Often when he grills me about cryptology and the “dark web,” I try to steer Joe toward the possibility of going straight. I asked him why is he so eager for prison reform and winning an early release if he only plans to entangle himself in some other criminal venture—running a brothel, growing hydroponic weed, exporting dope overseas. Now he’s turned his attention to computer fraud. He said I didn’t understand. He said I’d never had a taste of the money, the cars, the houses, the women.

“I can’t go back to being just some average motherfucker,” he said. “I can’t be just an average joe.”

That same week as his visit to El Reno, Obama granted clemency to forty-six nonviolent drug offenders, bringing the total number of commutations under his presidency to eighty-nine. Joe saw this as more evidence that further relief is on the way. He walked into the dorm waving a list of the forty-six men and women, saying, “It’s for real. Something’s gonna happen. Obama’s gonna do something.” Jack pointed out that those released had already served the majority of their lengthy sentences. “Big deal,” he said. “What’s getting out three years early when you’ve already served seventeen? A publicity stunt! All of these people he released were charged with crack cocaine. And they’re black. How does this help me?”
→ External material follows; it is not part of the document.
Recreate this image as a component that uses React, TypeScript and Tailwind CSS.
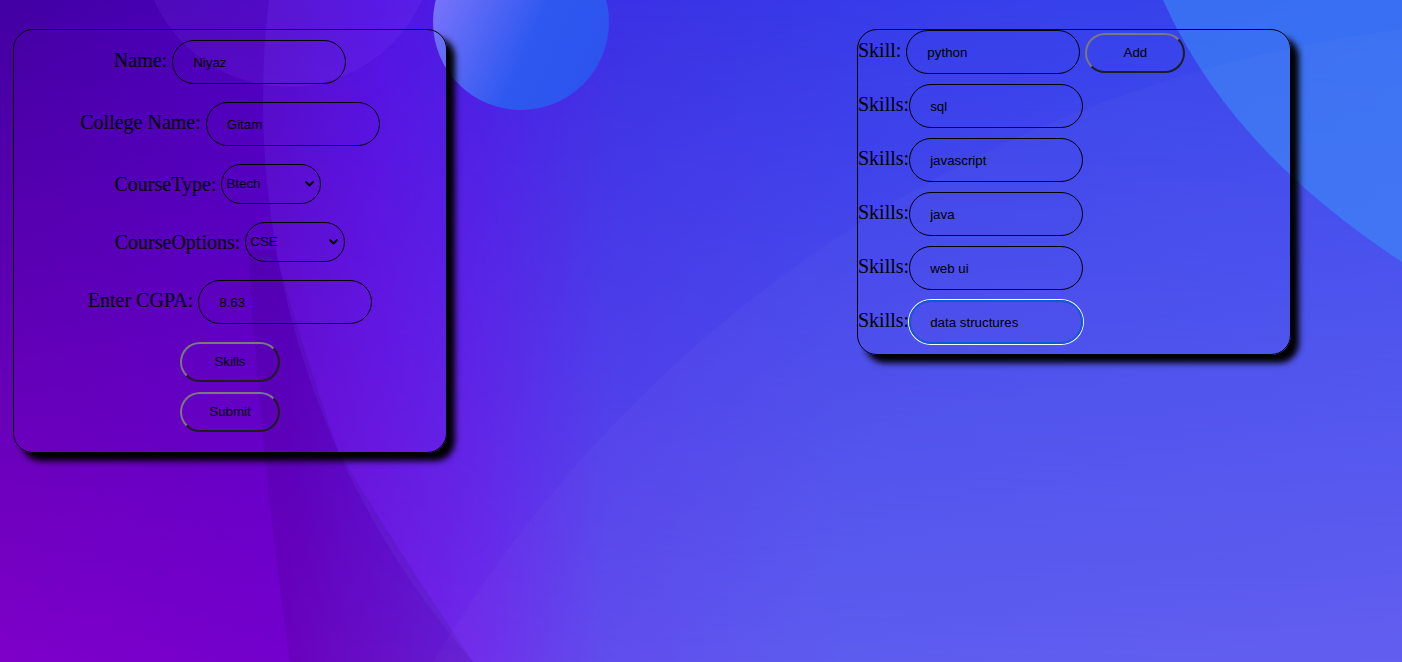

I’m inclined to agree with Jack’s skepticism. He and I have made amends with our time. We’ve spent years adjusting our expectations, honing our routines. That release date which once seemed immeasurable has solidified itself as a permanent fixture in our minds, like a moon, shining and certain. We’ve come too far for false hopes. Look at Joe: sleeping till ten, drinking warm sodas all afternoon, waving around that commutation list as if it were a Polaroid on which his own name might resolve. Jack said even if more reform were passed such relief would likely not affect us, as recent reforms have focused on reducing sentences for nonviolent drug offenses. Justice is cyclical, like fashion. The war on drugs has grown tiresome and expensive, and locking up blacks is no longer politically in vogue.

“The big thing now is porn,” Jack said.

I looked away.

“That stuff can be real addictive you know.”

The sex offender population here is indeed growing. Their numbers have swelled so much in recent months that the inmates called a meeting to redraw the boundaries in the chow hall. The whites gave up eight of their tables to accommodate the influx of sex offenders. If more sentencing reform were to pass, Jack said he’d be surprised if it helps any of these men. No congressperson would ever support a bill that gets pedophiles and murderers out of prison quicker. Ironically it is these loathsome men who have the lowest recidivism rates and would, if released, stand the better chance of staying out of prison.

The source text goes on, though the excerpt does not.